When are you going to award the Crackpot to Jane Fraser and her SFA Group for "WE CAN PREVENT STUTTERING WITH EARLY INTERVENTION" lie???

Mark B. said...

Anonymous #1:

"Can you please try to explain why 80% of kids spontaneously recover from stuttering and the unequal gender ratio?"

It is not known why so many kids recover spontaneously. One study, by Ambrose, Cox and Yairi, showed evidence for recovery or persistence being genetically influenced. Their data also suggest that persistent and recovered stuttering has the same genetic cause, with a different genetic cause for the difference between persistence and recovery.

So maybe there's one gene variant that can set off early childhood stuttering that is overcome with greater maturity, and a second gene that, when added to the first, prevents the natural recovery.

Regarding the sex ratios: the sex ratio of stutterers starts at about 2:1, and rises to about 4:1 after the natural recovery period passes. So we know that more females than males recover. We also know that females mature about a year ahead of males in many ways, including language acquisition. This suggests that the maturing female brain can somehow eliminate stuttering before it becomes permanent.

Mark B. said...

Anon #2:

To clarify. One gene can have many alternate versions in a population (in this case, humans). The "stuttering version" of these genes (GNTPAB, GNPTG and NAGPA) are likely to produce a functionally different protein from the standard version of the gene.
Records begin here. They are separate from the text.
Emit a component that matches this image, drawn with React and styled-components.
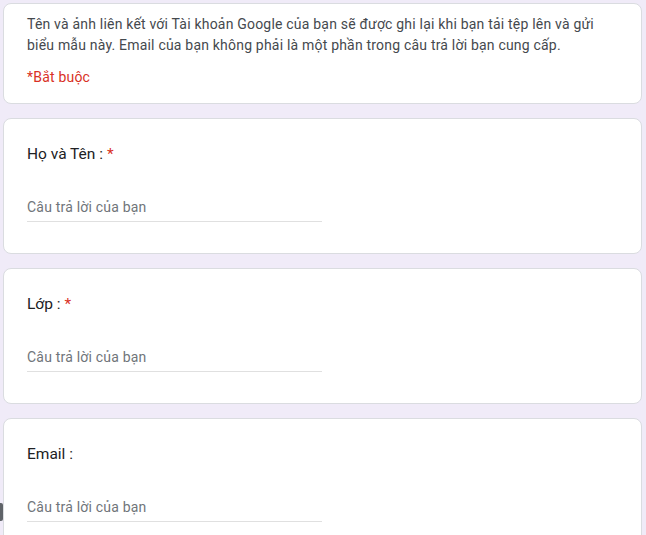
import styled, { createGlobalStyle } from 'styled-components';

const GlobalStyle = createGlobalStyle`
  html, body {
    margin: 0;
    padding: 0;
    background: #f0ebf8;
    font-family: Roboto, "Noto Sans", Arial, sans-serif;
  }
`;

const Page = styled.div`
  position: relative;
  min-height: 535px;
  padding: 3px 4px 0 3px;
  display: flex;
  flex-direction: column;
  gap: 14px;
  overflow: hidden;
  box-sizing: border-box;
`;

const Card = styled.div`
  background: #fff;
  border: 1px solid #dadce0;
  border-radius: 8px;
  padding: ${(p) => (p.$intro ? '10px 23px 15px' : '23px 23px 31px')};
  display: flex;
  flex-direction: column;
`;

const Description = styled.p`
  margin: 0;
  max-width: 575px;
  font-size: 14px;
  line-height: 21px;
  color: #45494e;
  letter-spacing: 0.2px;
`;

const Required = styled.div`
  margin-top: 11px;
  font-size: 14px;
  line-height: 21px;
  color: #d93025;
  letter-spacing: 0.2px;
`;

const Label = styled.div`
  font-size: 15.5px;
  line-height: 24px;
  color: #202124;
`;

const Star = styled.span`
  color: #d93025;
  margin-left: 4px;
`;

const Answer = styled.input`
  margin-top: 31px;
  width: 295px;
  box-sizing: border-box;
  border: none;
  border-bottom: 1px solid #e0e0e0;
  padding: 0 0 4px;
  font-family: inherit;
  font-size: 14px;
  line-height: 20px;
  letter-spacing: 0.2px;
  height: 25px;
  color: #202124;
  outline: none;
  background: transparent;

  &::placeholder {
    color: #70757a;
  }
`;

const EdgeMark = styled.div`
  position: absolute;
  left: 0;
  top: 503px;
  width: 3px;
  height: 18px;
  background: #5f6368;
  border-radius: 0 2px 2px 0;
`;

const questions = [
  { label: 'Họ và Tên :', required: true },
  { label: 'Lớp :', required: true },
  { label: 'Email :', required: false },
];

export default function App() {
  return (
    <>
      <GlobalStyle />
      <Page>
        <Card $intro>
          <Description>
            Tên và ảnh liên kết với Tài khoản Google của bạn sẽ được ghi lại khi bạn tải tệp lên và gửi
            biểu mẫu này. Email của bạn không phải là một phần trong câu trả lời bạn cung cấp.
          </Description>
          <Required>*Bắt buộc</Required>
        </Card>
        {questions.map((q) => (
          <Card key={q.label}>
            <Label>
              {q.label}
              {q.required && <Star>*</Star>}
            </Label>
            <Answer placeholder="Câu trả lời của bạn" />
          </Card>
        ))}
        <EdgeMark />
      </Page>
    </>
  );
}
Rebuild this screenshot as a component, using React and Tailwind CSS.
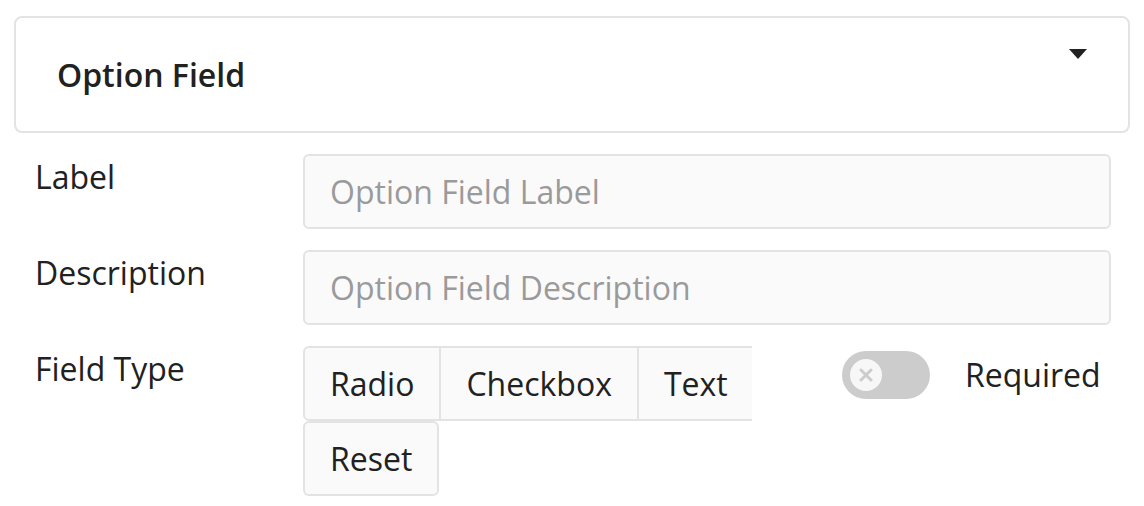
import React, { useState } from 'react';

const btn = 'h-[75px] border-2 border-[#e3e3e3] bg-[#fafafa] px-[25px] text-[32px] text-[#212121]';

const App = () => {
  const [required, setRequired] = useState(false);

  return (
    <div className="min-h-screen bg-white px-[14px] pt-[16px] text-[#212121]" style={{ fontFamily: '"Open Sans", sans-serif' }}>
      {/* header card */}
      <div className="flex h-[117px] items-center justify-between rounded-lg border-2 border-[#e3e3e3] pl-[41px] pr-[40px]">
        <h2 className="text-[32px] font-semibold">Option Field</h2>
        <svg className="mb-[42px] h-[12px] w-[20px]" viewBox="0 0 20 12">
          <path d="M1 1h18L10 11z" fill="#222" />
        </svg>
      </div>

      <div className="mt-[21px] flex flex-col gap-[21px] pl-[21px] pr-[19px]">
        <div className="flex">
          <label className="w-[268px] shrink-0 pt-[1px] text-[32px] leading-[44px]">Label</label>
          <input
            className="h-[75px] flex-1 rounded-md border-2 border-[#e3e3e3] bg-[#fafafa] px-[25px] text-[32px] placeholder-[#9a9a9a] outline-none"
            placeholder="Option Field Label"
          />
        </div>
        <div className="flex">
          <label className="w-[268px] shrink-0 pt-[1px] text-[32px] leading-[44px]">Description</label>
          <input
            className="h-[75px] flex-1 rounded-md border-2 border-[#e3e3e3] bg-[#fafafa] px-[25px] text-[32px] placeholder-[#9a9a9a] outline-none"
            placeholder="Option Field Description"
          />
        </div>
        <div className="flex">
          <label className="w-[268px] shrink-0 pt-[1px] text-[32px] leading-[44px]">Field Type</label>
          <div className="flex w-[449px] shrink-0 flex-col">
            <div className="flex overflow-hidden">
              <button className={btn + ' shrink-0 rounded-l-md'}>Radio</button>
              <button className={btn + ' shrink-0 border-l-0'}>Checkbox</button>
              <button className={btn + ' min-w-0 flex-1 border-x-0 text-left whitespace-nowrap'}>Text</button>
            </div>
            <div className="flex">
              <button className={btn + ' rounded-md'}>Reset</button>
            </div>
          </div>
          <div className="ml-[90px] flex h-[58px] items-center gap-[35px]">
            <button
              onClick={() => setRequired(!required)}
              className="flex h-[48px] w-[88px] items-center rounded-full bg-[#cccccc] px-[8px]"
            >
              <span className="flex h-[32px] w-[32px] items-center justify-center rounded-full bg-[#f7f7f7]">
                <svg className="h-[14px] w-[14px]" viewBox="0 0 14 14">
                  <path d="M2 2l10 10M12 2L2 12" stroke="#cccccc" strokeWidth="3" strokeLinecap="round" />
                </svg>
              </span>
            </button>
            <span className="text-[32px]">Required</span>
          </div>
        </div>
      </div>
    </div>
  );
};

export default App;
It has been shown in the past that mutations in two of these genes - GNPTAB and GNPTG - are associated with inherited lysosomal storage disorders mucolipidosis types I and III, respectively.
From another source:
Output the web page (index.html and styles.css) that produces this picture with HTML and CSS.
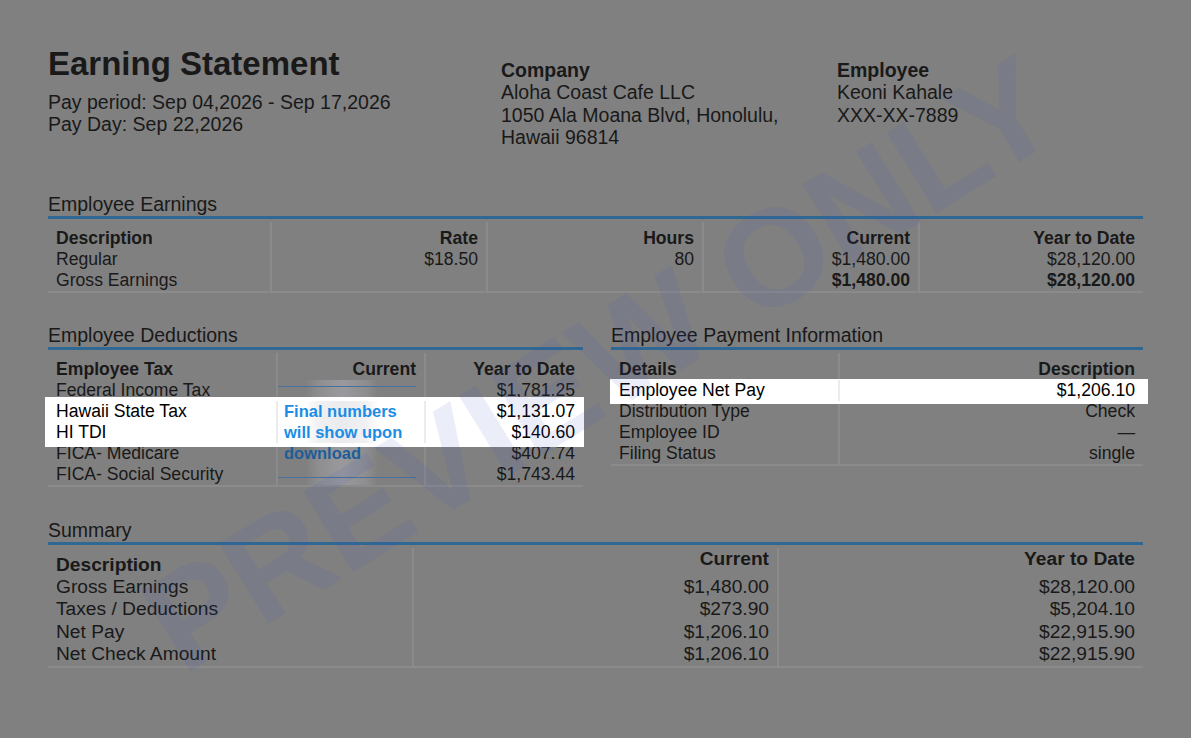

In the case of the two latter disorders, the mutation causes either a serious disruption of the related protein or its total absence. With either a severely degraded or absent protein, the lysosome can't do its vital job, and it plays havoc with the body.

So the mutation that is associated with stuttering is not the same that causes serious illness. I stayed away from that topic because I didn't want to scare people.

Anonymous said...

I can't see how you can dismiss brain plasticity completely and be so sure that early intervention cannot work.

ig88sir said...

I have read that women are less lateralized then men. If there is stuttering due to an abnormal left hemisphere speech production area (from genes or damage etc.) there is more space to compensate than a male has (the right hemisphere). Recovered male stuttering children compensate by neighboring left hemisphere regions. So males have less space available than women.

I am bilingual and started to speak at 2 years old. I have read that bilingual stuttering children have significantly less odds of recovering. Each language actually takes its own space in the brain so there is less space to compensate. Is this a naive simplification? Is a child’s brain just like a computer hard drive? Please correct me if I am wrong. I am no expert...

Mark B. said...

There is a study that claimed that bilingual children have a lower recovery rate. This would need to be verified by more work. I don't know if space is the issue - perhaps more the demand on the system at a time of sensitivity.

My mother grew up in a Swedish-American family, and learned conversational Swedish as a child. She remembered reading the Swedish-language newspaper to her grandmother, but could not remember how she learned to read the written language - she was never "taught." The brain of a child is a remarkable thing.